Open kkmanos opened 1 week ago
I did some testing to see what our current space consumption is. On commit cf562b88fd3374e4c97029315d569bab106d58ee I created a new account, then created three VID credentials and recorded the size of privateData
after each. Since privateData
is JSON, I also checked how well it compresses with the default settings of the Python zlib
module. Results:
Number of VID credentials | privateData size (bytes) |
Compressed size (bytes) |
---|---|---|
1 | 3128 | 2060 |
2 | 4444 (+1316) | 3067 (+1007) |
3 | 5760 (+1316) | 4069 (+1002) |
So it looks like we're at about 1 kB per credential. I think that individual keypairs may be slightly smaller than that, but that's at least a rough estimate. A BLOB
can store up to 65536 kB, so we should expect to exceed the database capacity somewhere around ~60 credentials. MEDIUMBLOB
is 16 MB, which we should expect to run out somewhere around ~16,000 credentials, and LONGBLOB
(4 GB) somewhere around 4 million credentials.
That is a great analysis!
I brought this for discussion, to agree to the most appropriate long-term solution. This topic becomes even more interesting once batch issuance is in-place.
Since LONGBLOB
is a variable-sized datatype, it is considered as a fine solution to avoid changing the datatype in the near future.
Changing the structure of the privateData
storage can be a great topic for discussion in later stages. This is not a very simple task because we would like to maintain an anonymous profile as much as possible to the wallet-backend-server
component.
What is your view on this?
Sounds good!
Changing the structure of the
privateData
storage can be a great topic for discussion in later stages. This is not a very simple task because we would like to maintain an anonymous profile as much as possible to thewallet-backend-server
component.
Fortunately, the backend doesn't introspect the privateData
in any way, it just dumps it into the database and reads it back out (converting between base64 encoding on the network and raw binary in the DB). In particular, I don't think the frontend would be affected at all by just increasing the size of the database column.
But changing the privateData
structure should also be fairly straightforward - for example to introduce compression on the frontend. We'd simply need some way to determine how the payload should be decoded, for backwards compatibility with payloads that haven't been updated yet. This too should be fairly easy: since privateData
is JSON encoded as UTF-8 binary, we know the first byte is always 0x7b
({
) in the current (uncompressed) format. So we can simply add a prefix byte like 0x00
to indicate that the payload is compressed, for example (and we can even add up to 254 different versions of this in the future - for example if we need to change the compression algorithm - before needing another byte). Or it could be a sibling attribute alongside privateData
, I suppose.
Another option is to simply compress the privateData
in the backend before writing it to database, and decompress it before sending it back to the frontend. That would reduce complexity and CPU usage on the frontend at the expense of adding the same complexity and CPU usage to the backend, as well as using (very slightly) more network traffic.

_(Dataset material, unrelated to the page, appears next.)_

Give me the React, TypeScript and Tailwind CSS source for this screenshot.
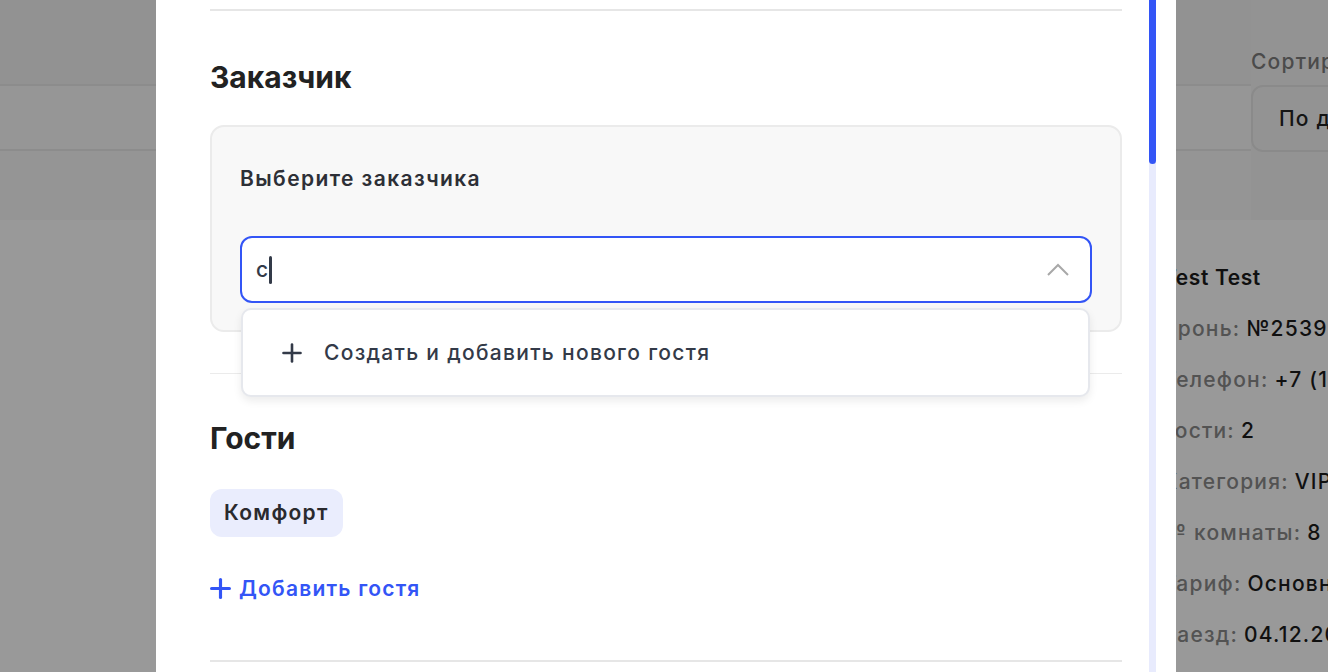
const details = [
  { label: 'Бронь:', value: '№25391' },
  { label: 'Телефон:', value: '+7 (123) 456' },
  { label: 'Гости:', value: '2' },
  { label: 'Категория:', value: 'VIP' },
  { label: '№ комнаты:', value: '8' },
  { label: 'Тариф:', value: 'Основной' },
  { label: 'Заезд:', value: '04.12.2024' },
]

function PlusIcon({ size, stroke, className }: { size: number; stroke: number; className?: string }) {
  return (
    <svg className={className} width={size} height={size} viewBox="0 0 20 20" fill="none" stroke="currentColor" strokeWidth={stroke} strokeLinecap="round">
      <line x1="10" y1="1.5" x2="10" y2="18.5" />
      <line x1="1.5" y1="10" x2="18.5" y2="10" />
    </svg>
  )
}

function BackgroundPage() {
  return (
    <div className="w-[1328px] h-[672px] overflow-hidden bg-white">
      <div className="h-[220px] bg-[#f6f6f6] grid grid-cols-[1251px_1fr]">
        <div className="flex flex-col">
          <div className="h-[86px] bg-[#f4f4f4] border-b-2 border-[#e9e9e9]" />
          <div className="h-[65px] bg-[#fbfbfb] border-b-2 border-[#e9e9e9]" />
          <div className="flex-1 bg-[#f8f8f8]" />
        </div>
        <div className="pt-[48px]">
          <div className="text-[21px] tracking-[1.2px] font-medium leading-[28px] text-[#7d7d7d] whitespace-nowrap">Сортировка</div>
          <div className="mt-[9px] h-[67px] w-[260px] rounded-[12px] border-2 border-[#e6e6e6] flex items-center pl-[26px] text-[21px] tracking-[1.2px] font-medium text-[#232323] whitespace-nowrap">
            По дате
          </div>
        </div>
      </div>
      <div className="pl-[1163px] pt-[44px] flex flex-col gap-[23px] whitespace-nowrap">
        <div className="text-[21px] tracking-[0.6px] font-semibold leading-[28px] text-[#1c1c1c]">Test Test</div>
        {details.map(d => (
          <div key={d.label} className="flex gap-[6px] text-[21px] tracking-[1.2px] leading-[28px] font-medium">
            <span className="text-[#8a8a8a]">{d.label}</span>
            <span className="text-[#1c1c1c]">{d.value}</span>
          </div>
        ))}
      </div>
    </div>
  )
}

function CustomerCard() {
  return (
    <div className="relative">
      <div className="rounded-[14px] border-2 border-[#ebebeb] bg-[#f8f8f8] px-[28px] pt-[38px] pb-[27px]">
        <div className="text-[21px] tracking-[1.4px] font-semibold leading-[28px] text-[#2d2f36]">Выберите заказчика</div>
        <div className="mt-[43px] h-[67px] rounded-[12px] border-2 border-[#3355f6] bg-white flex items-center pl-[14px] pr-[20px]">
          <span className="text-[21px] font-medium text-[#333a48]">с</span>
          <span className="ml-[1px] w-[3px] h-[28px] rounded-full bg-[#333a48]" />
          <svg className="ml-auto" width="24" height="14" viewBox="0 0 24 14" fill="none">
            <polyline points="2,12 12,2 22,12" stroke="#a8a8a8" strokeWidth="2" />
          </svg>
        </div>
      </div>
      {/* dropdown menu */}
      <div className="absolute left-[31px] right-[32px] top-[183px] h-[89px] rounded-[10px] border-2 border-[#e6e8ed] bg-white shadow-[0_4px_8px_rgba(0,0,0,0.08)] flex items-center pl-[39px] gap-[22px] z-10">
        <PlusIcon size={20} stroke={2.6} className="text-[#333a48]" />
        <span className="text-[21px] tracking-[1.3px] font-medium text-[#333a48]">Создать и добавить нового гостя</span>
      </div>
    </div>
  )
}

function Modal() {
  return (
    <div className="absolute top-0 left-[156px] w-[1020px] h-[672px] bg-white overflow-hidden">
      <div className="px-[54px] pt-[9px]">
        <div className="h-[2px] bg-[#e6e6e6]" />
        <h2 className="mt-[48px] text-[30px] font-bold leading-[36px] text-[#222222]">Заказчик</h2>
        <div className="mt-[30px]">
          <CustomerCard />
        </div>
        <div className="mt-[41px] h-px bg-[#ebebeb]" />
        <h2 className="mt-[46px] text-[30px] font-bold leading-[36px] text-[#222222]">Гости</h2>
        <div className="mt-[33px] flex">
          <span className="rounded-[12px] bg-[#eaedfd] px-[14px] h-[48px] flex items-center text-[21px] tracking-[1.3px] font-semibold text-[#2a2a2e]">Комфорт</span>
        </div>
        <button className="mt-[36px] flex items-center gap-[8px] text-[21px] tracking-[1.2px] font-semibold text-[#3355f6]">
          <PlusIcon size={21} stroke={3} />
          Добавить гостя
        </button>
        <div className="mt-[55px] h-[2px] bg-[#e6e6e6]" />
      </div>
      {/* scrollbar */}
      <div className="absolute top-0 bottom-0 left-[993px] w-[7px] bg-[#e8ebfd]">
        <div className="h-[164px] rounded-b-full bg-[#3355f6]" />
      </div>
    </div>
  )
}

export default function App() {
  return (
    <div className="relative w-[1328px] h-[672px] overflow-hidden font-[Inter,sans-serif]">
      <BackgroundPage />
      <div className="absolute inset-0 bg-black/40" />
      <Modal />
    </div>
  )
}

There are good arguments in favour of each option: On the one hand, privateData
is the frontend's business, so it makes sense that the frontend takes care of encoding (including compressing) it; on the other hand, the backend is what decides the storage limit, so it makes sense that the backend takes care of making the most of that storage space. Either option would work. I think I would personally favour frontend compression since saving network traffic is beneficial for people on slow networks, and client-side compute scales better to millions of users and matches wwWallet's (somewhat) decentralized design aspirations.
By saying "Changing the structure of the privateData...", I meant storing the keypairs in a separate database table, that's where anonymity needs to be maintained. This is a similar problem with encrypting the verifiable credentials in the database in their own database table.
I fully agree that changing the compression or the capacity (datatype) of the privateData column will not affect the anonymity or anything else.
I think I would personally favour frontend compression since saving network traffic is beneficial for people on slow networks, and client-side compute scales better to millions of users and matches wwWallet's (somewhat) decentralized design aspirations.
Yes, compression on the frontend seems to be a better solution based on the arguments that you proposed.
The storage backend in production deployments will be quite different, and depending on the case, the wallet provider may choose among several advanced options. There is no need to make decisions on this now.
As a short-term solution, we only need to ensure that we won’t hit the limit after a couple of batches.
Due to the limited capacity of the
UserEntity.privateData
column of datatype 'blob', the size will be exceeded when a certain amount of key-pairs is reached for a user.